-
And when we were children, staying at the archduke's,
My cousin's, he took me out on a sled,
And I was frightened. He said, Marie,
Marie, hold on tight. And down we went.
In the mountains, there you feel free.
I read, much of the night, and go south in the winter.


~ The Waste Land, "The Burial of The Dead", T. S. Eliot

Wednesday, September 12, 2007

In Another Country: The Location of Poetry

The poet’s struggle to adhere to difficult forms—like the ghazal, sestina and villainelle—is a metaphor for a larger greater struggle to reconcile himself to the world. The completion of poetry is the triumph of mind over matter. Yet ultimately the rough rhythms, parenthetical statements or juxtapositions that manifests within the lines show the difficulty of using art as a plane for resolution.
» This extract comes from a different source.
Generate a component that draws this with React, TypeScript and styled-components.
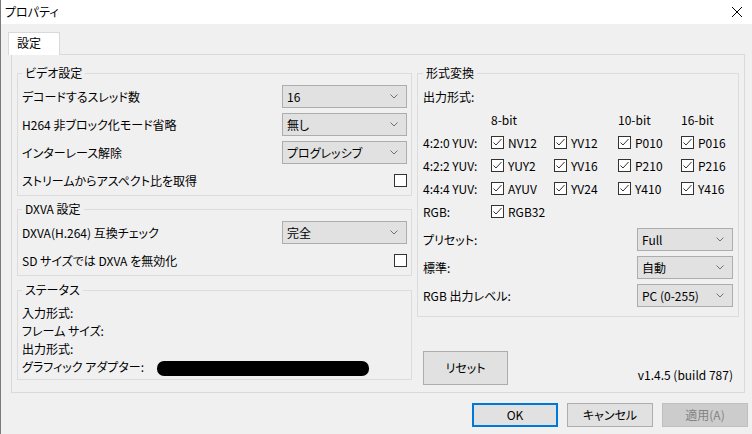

In Bruce William’s “End Without World,” the speaker aims to find worldly meaning through the lover, despite the deformities and bleakness of a materialistic and exploitative world. But the enjambments highlight the difficulty of reconciliation. The enjambment in between the verses “We shall be God/for forgiveness” highlights the difficulty of displaying magnanimity and acceptance of the order of things.

In Rafiq Kathwari’s “In Another Country,” we see the speaker’s attempt to conjure his mother and possibly, regain a lost faith? The successive lines “in the rain” become a desperate chant or prayer to reach the mother. But the line that “In Manhattan, I feel her presence in the rain” juxtaposes absence and presence, memory and present, art and reality. The poem becomes the emotional space that transcends the boundaries of geography and the physical landscape. The progression through the poem records the speaker’s increasing proximity to his mother. If the first stanza sharply delineates the different physical locations of the mother and son, “In Kashmir, half asleep, Mother listens to the rain. / In Manhattan, I feel her presence in the rain,” the last few stanza’s confuse the locations of mother and son and depict a landscape where spatial boundaries do not matter, “I hear her call over the city din.” The title “Another Country” aptly reinforces the idea that poetry is the opening of another space where imagined realities and desires, needs are fulfilled.

In Elizabeth Bishop’s “Sestina”, the poem seems to execute a sort of intervention with memory. Immediate, daily routines and rituals force their way into the poem. The repetition of “stove” and “child” points to the duties that the old grandmother has to attend to, distracting her from loss. The repetition of “almanac” shows a valiant attempt to see loss as an event intrinsically intertwined with fate and inevitable. The last stanza is the beginning of a new sestina, and possibly marks a change in heart. Yet the sestina has the effect of repeating words like “tears”, “grandmother”, seem to arrest the poem in a type of melancholia, accentuating and prolonging grief. Time seems to stand still in the hypnotic world of the sestina. The title of the poem “Sestina” suggests the recovery is only a process enacted in the realm of art.

Each poem seems a sort of speech-act, an attempt to interfere with immediate reality. Ultimately, despite how each poem seeks to open up a new space, outside reality, the tensions in the poems show how loss, poverty and distance still interfere with the poetic project. Each work is still suspended between its ideal and reality.